Two cold layers survive Montreal itself. sanctum-r2-breakglass ships the minimal rebuild seed — secrets, certs, runbooks, scripts, sentinels, SOPS keys, memory — via restic to a free-tier Cloudflare R2 bucket (sanctum-breakglass), client-side encrypted with the same keychain passphrase (sanctum-backup-key) as every other sanctum repo. Sized to fit R2’s free 10 GB ceiling (~135 MB raw, well under 1 GB after dedup), it alerts past FREE_TIER_WARN_GB=8; a companion sanctum-r2-mint provisions and SigV4-verifies the S3 creds.
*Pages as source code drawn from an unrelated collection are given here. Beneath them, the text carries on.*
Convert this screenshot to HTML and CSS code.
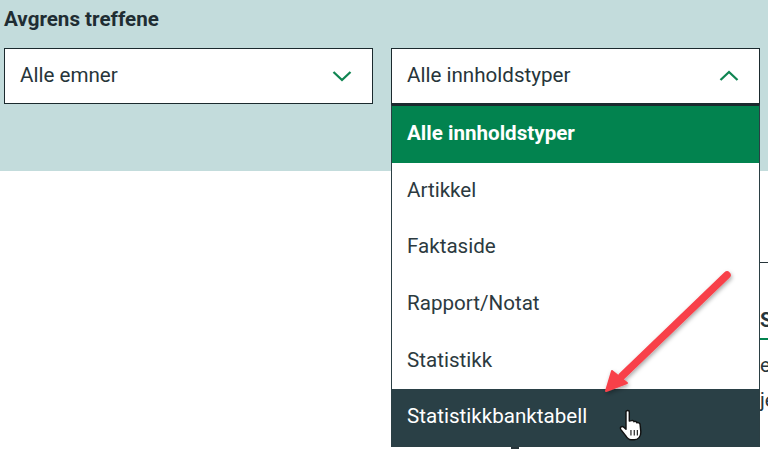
FILE: index.html
```html
<!DOCTYPE html>
<html lang="no">
<head>
<meta charset="utf-8">
<title>Avgrens treffene</title>
<link rel="stylesheet" href="styles.css">
</head>
<body>
<section class="band">
  <h2 class="title">Avgrens treffene</h2>
  <div class="filters">
    <div class="select">
      <span>Alle emner</span>
      <svg class="chev" width="20" height="12" viewBox="0 0 20 12"><path d="M1.5 2 L10 10 L18.500 2" fill="none" stroke="#0f8552" stroke-width="2.300"/></svg>
    </div>
    <div class="select-wrap">
      <div class="select">
        <span>Alle innholdstyper</span>
        <svg class="chev" width="20" height="12" viewBox="0 0 20 12"><path d="M1.5 10 L10 2 L18.500 10" fill="none" stroke="#0f8552" stroke-width="2.300"/></svg>
      </div>
      <ul class="menu">
        <li class="item selected">Alle innholdstyper</li>
        <li class="item">Artikkel</li>
        <li class="item">Faktaside</li>
        <li class="item">Rapport/Notat</li>
        <li class="item">Statistikk</li>
        <li class="item hover">Statistikkbanktabell</li>
      </ul>
    </div>
  </div>
</section>
<aside class="behind">
  <span class="frag head">S</span>
  <span class="frag rule"></span>
  <span class="frag l1">e</span>
  <span class="frag l2">je</span>
  <span class="frag tick"></span>
</aside>
<svg class="arrow" width="768" height="455" viewBox="0 0 768 455">
  <defs><filter id="sh" x="-20%" y="-20%" width="140%" height="140%"><feDropShadow dx="1" dy="2" stdDeviation="2" flood-color="#000" flood-opacity=".35"/></filter></defs>
  <g filter="url(#sh)">
    <path d="M727 275 L622 376" stroke="#f8414a" stroke-width="7.500" stroke-linecap="round" fill="none"/>
    <path d="M606 391 L612 371 L627 383 Z" fill="#f8414a" stroke="#f8414a" stroke-width="2" stroke-linejoin="round"/>
  </g>
</svg>
<svg class="cursor" width="27" height="33" viewBox="0 0 24 30">
  <path d="M7 2.5 C7 1 10 1 10 2.5 V11 L12 10.6 C13 10.2 14 10.6 14.3 11.5 C15.3 11 16.6 11.4 16.9 12.5 C18 12 19.6 12.6 19.8 14 L20.500 21 C20.600 25 18 28 14.500 28 H11.500 C9 28 8 26.500 6.500 24 L2.200 18.500 C1 16.600 3.400 15 5 16.500 L7 18.500 Z" fill="#fff" stroke="#111" stroke-width="1.300" stroke-linejoin="round"/>
  <path d="M11.500 19V24M14.500 19V24M17.300 19V24" stroke="#111" stroke-width="1"/>
</svg>
</body>
</html>
```
FILE: styles.css
```css
* { box-sizing: border-box; }
html, body { margin: 0; height: 455px; overflow: hidden; background: #fff; }
body { position: relative; font-family: Roboto, "Liberation Sans", sans-serif; color: #27353a; }
.band { height: 171px; background: #c3dcdc; padding: 8px 8px 0 4px; }
.title { margin: 0 0 18px; font-size: 20.6px; line-height: 22px; font-weight: 700; color: #1f2d33; }
.filters { display: grid; grid-template-columns: 369px 369px; column-gap: 18px; }
.select { height: 56px; border: 1px solid #1b2a2e; background: #fff; display: flex; align-items: center; justify-content: space-between; padding: 0 20px 2px 15px; font-size: 20.6px; }
.chev { margin-top: 2px; }
.select-wrap { position: relative; z-index: 2; }
.menu { list-style: none; margin: 0; padding: 0; border: 1px solid #2b3f44; border-top: 2px solid #1b2a2e; background: #fff; width: 369px; }
.item { height: 56.6px; display: flex; align-items: center; padding: 0 15px 2px; font-size: 20.6px; color: #2c3a40; }
.selected { background: #02834f; color: #fff; font-weight: 700; }
.hover { background: #2a4046; color: #fff; }
.behind { position: absolute; inset: 0; }
.frag { position: absolute; left: 760px; font-size: 20px; line-height: 24px; color: #27353a; }
.head { top: 308px; font-weight: 700; }
.behind::before { content: ""; position: absolute; left: 760px; right: 0; top: 262px; height: 1px; background: #27353a; }
.rule { top: 338px; right: 0; height: 2px; background: #02834f; }
.l1 { top: 353px; }
.l2 { top: 388px; }
.tick { left: 511px; top: 447px; width: 8px; height: 2px; background: #27353a; }
.arrow { position: absolute; left: 0; top: 0; pointer-events: none; z-index: 3; }
.cursor { position: absolute; left: 618px; top: 409px; z-index: 4; }
```
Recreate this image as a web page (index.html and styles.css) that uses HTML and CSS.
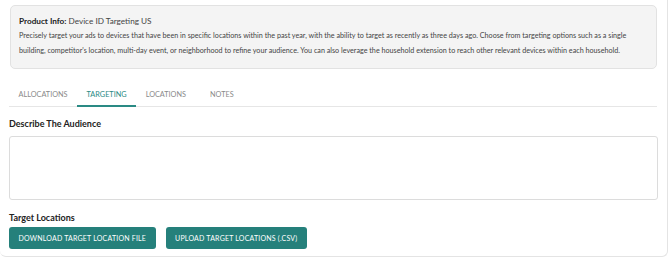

The full 25 GB restic repo deliberately stays off R2 — it lives on the T9 SSD and Google Drive.

sanctum-cold-archive copies the kyber itself. sanctum-backup.sh excludes the model weights as “re-downloadable” — but in a HuggingFace-down world they are not, and the council goes mute. This tool tars each cached model (~/.cache/huggingface/hub, ~/.cache/lm-studio/models) through zstd -19, optionally age-encrypts it, and records a sha256 in MANIFEST.json so --verify can prove every archive later. It is resumable and never mutates its sources.

Under all of it is ~/.sanctum/continuity/ — a printed, secret-free kit in the fire-safe: a Letter of Instruction (whose Section 4 is the data-recovery procedure), a family one-pager, a service-restart cheatsheet, blank ICE medical cards, and a wartime doctrine. Every credential is a pointer (a 1Password item name, a keychain service name), never a value. The one secret-bearing document, the dead-man cancel card, is paper-only and gitignored — never quoted, photographed, or committed.

The wartime doctrine codifies the rails the whole campaign obeys (Council ruling, 2026-06-19): there is no automated wipe, and if one were ever built it must require two hands, a cooldown to abort, default to safe on uncertainty, and never fire on ambiguity.

Dormant by design — what arms each piece

Section titled “Dormant by design — what arms each piece”

Most pieces ship inert. The gate is always a credential or a flag only Bert should set, so nothing acts until he says so.

PieceDormant stateWhat arms it
sanctum-powerno EcoFlow keys → UNKNOWN, silentecoflow-{access-key,secret-key,sn} in ~/.sanctum/secrets/
sanctum-power haltlogs the plan, never haltsPOWER_ARMED in {1,true,yes}
sanctum-wan-sentinellogs disarmed:page-onlySANCTUM_WAN_AUTO_OFFLINE in {1,true,yes} + sanctum-offline present
sanctum-r2-breakglasslogs “DORMANT”, exits 0R2 creds in keychain via sanctum-r2-mint
sanctum-cold-archivedry-run onlyCOLD_ARCHIVE_DEST on a mounted, writable drive
continuity kit[FILL-IN] placeholdersBert hand-fills the paper templates

The honest version: the haus is ready to be made ready. The reflexes are built, exercised by zero-network self-test fixtures, and wired to Force Flow (http://127.0.0.1:4077/notify) — but most ship disarmed, and several stay dormant until Bert provisions a credential or a drive only he should hold. That is the doctrine, not a gap: a reflex you cannot trust to fail safe is worse than none, and family contact stays human-gated by council non-negotiable.

What changed is the floor. Before this campaign every one of those failure modes was silent; now each has a sense, a sentinel, and a printed page in a fire-safe that survives even the loss of the box holding everything else.